→ Given data:
* * * * * * * * *
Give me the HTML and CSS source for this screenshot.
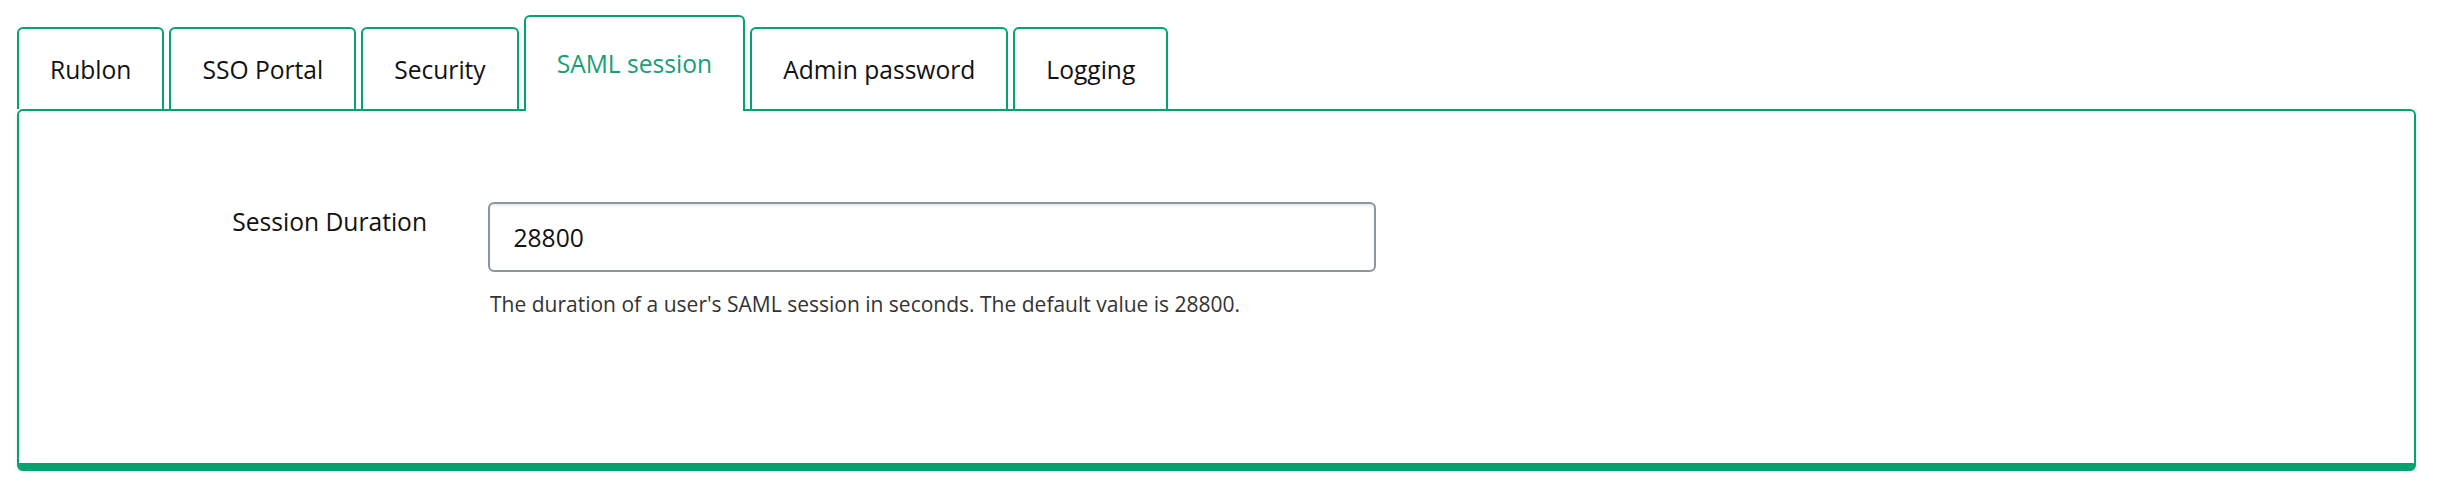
FILE: index.html
```html
<!DOCTYPE html>
<html lang="en">
<head>
<meta charset="utf-8">
<title>Settings</title>
<link rel="stylesheet" href="styles.css">
</head>
<body>
<div class="settings">
  <ul class="tabs">
    <li class="tab">Rublon</li>
    <li class="tab">SSO Portal</li>
    <li class="tab">Security</li>
    <li class="tab tab--active">SAML session</li>
    <li class="tab">Admin password</li>
    <li class="tab">Logging</li>
  </ul>
  <div class="panel">
    <div class="form-row">
      <label class="form-label" for="duration">Session Duration</label>
      <div class="form-field">
        <input class="form-input" id="duration" type="text" value="28800">
        <p class="form-help">The duration of a user's SAML session in seconds. The default value is 28800.</p>
      </div>
    </div>
  </div>
</div>
</body>
</html>
```

FILE: styles.css
```css
html, body {
  margin: 0;
  background: #ffffff;
}

body {
  font-family: "Open Sans", "Noto Sans", sans-serif;
  color: #111111;
}

.settings {
  padding: 15px 23px 0 17px;
}

.tabs {
  display: flex;
  align-items: flex-end;
  gap: 5px;
  list-style: none;
  margin: 0;
  padding: 0;
  position: relative;
  z-index: 1;
}

.tab {
  box-sizing: border-box;
  height: 82px;
  padding: 23.5px 31px 0;
  border: 2px solid #02a271;
  border-bottom: 0;
  border-radius: 6px 6px 0 0;
  background: #ffffff;
  font-size: 24.6px;
  line-height: 34px;
  color: #111111;
  white-space: nowrap;
}

.tab--active {
  height: 96px;
  padding-top: 29.7px;
  margin-bottom: -2px;
  color: #17a077;
}

.panel {
  box-sizing: border-box;
  height: 362px;
  padding-top: 91px;
  border: 2px solid #02a271;
  border-bottom-width: 8px;
  border-radius: 6px;
  background: #ffffff;
  box-shadow: 0 2px 3px rgba(0, 0, 0, 0.12);
}

.form-row {
  display: grid;
  grid-template-columns: 408px 888px;
  column-gap: 61px;
  align-items: start;
}

.form-label {
  display: block;
  padding-top: 3px;
  text-align: right;
  font-size: 24.6px;
  line-height: 34px;
  color: #111111;
}

.form-input {
  display: block;
  box-sizing: border-box;
  width: 100%;
  height: 70px;
  margin: 0;
  padding: 0 23.5px;
  border: 2px solid #8c969e;
  border-radius: 6px;
  background: #ffffff;
  box-shadow: inset 0 2px 2px rgba(0, 0, 0, 0.08);
  font-family: "Open Sans", "Noto Sans", sans-serif;
  font-size: 24.6px;
  color: #111111;
  outline: none;
}

.form-help {
  margin: 17px 0 0 2px;
  font-size: 21px;
  line-height: 30px;
  color: #333333;
}
```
* * * * * * * * *
Leave out the pictures and transcribe everything else exactly.

Give me the HTML and CSS source for this screenshot.
FILE: index.html
```html
<!DOCTYPE html>
<html lang="en">
<head>
<meta charset="utf-8">
<title>Settings</title>
<link rel="stylesheet" href="styles.css">
</head>
<body>
<div class="settings">
  <ul class="tabs">
    <li class="tab">Rublon</li>
    <li class="tab">SSO Portal</li>
    <li class="tab">Security</li>
    <li class="tab tab--active">SAML session</li>
    <li class="tab">Admin password</li>
    <li class="tab">Logging</li>
  </ul>
  <div class="panel">
    <div class="form-row">
      <label class="form-label" for="duration">Session Duration</label>
      <div class="form-field">
        <input class="form-input" id="duration" type="text" value="28800">
        <p class="form-help">The duration of a user's SAML session in seconds. The default value is 28800.</p>
      </div>
    </div>
  </div>
</div>
</body>
</html>
```

FILE: styles.css
```css
html, body {
  margin: 0;
  background: #ffffff;
}

body {
  font-family: "Open Sans", "Noto Sans", sans-serif;
  color: #111111;
}

.settings {
  padding: 15px 23px 0 17px;
}

.tabs {
  display: flex;
  align-items: flex-end;
  gap: 5px;
  list-style: none;
  margin: 0;
  padding: 0;
  position: relative;
  z-index: 1;
}

.tab {
  box-sizing: border-box;
  height: 82px;
  padding: 23.5px 31px 0;
  border: 2px solid #02a271;
  border-bottom: 0;
  border-radius: 6px 6px 0 0;
  background: #ffffff;
  font-size: 24.6px;
  line-height: 34px;
  color: #111111;
  white-space: nowrap;
}

.tab--active {
  height: 96px;
  padding-top: 29.7px;
  margin-bottom: -2px;
  color: #17a077;
}

.panel {
  box-sizing: border-box;
  height: 362px;
  padding-top: 91px;
  border: 2px solid #02a271;
  border-bottom-width: 8px;
  border-radius: 6px;
  background: #ffffff;
  box-shadow: 0 2px 3px rgba(0, 0, 0, 0.12);
}

.form-row {
  display: grid;
  grid-template-columns: 408px 888px;
  column-gap: 61px;
  align-items: start;
}

.form-label {
  display: block;
  padding-top: 3px;
  text-align: right;
  font-size: 24.6px;
  line-height: 34px;
  color: #111111;
}

.form-input {
  display: block;
  box-sizing: border-box;
  width: 100%;
  height: 70px;
  margin: 0;
  padding: 0 23.5px;
  border: 2px solid #8c969e;
  border-radius: 6px;
  background: #ffffff;
  box-shadow: inset 0 2px 2px rgba(0, 0, 0, 0.08);
  font-family: "Open Sans", "Noto Sans", sans-serif;
  font-size: 24.6px;
  color: #111111;
  outline: none;
}

.form-help {
  margin: 17px 0 0 2px;
  font-size: 21px;
  line-height: 30px;
  color: #333333;
}
```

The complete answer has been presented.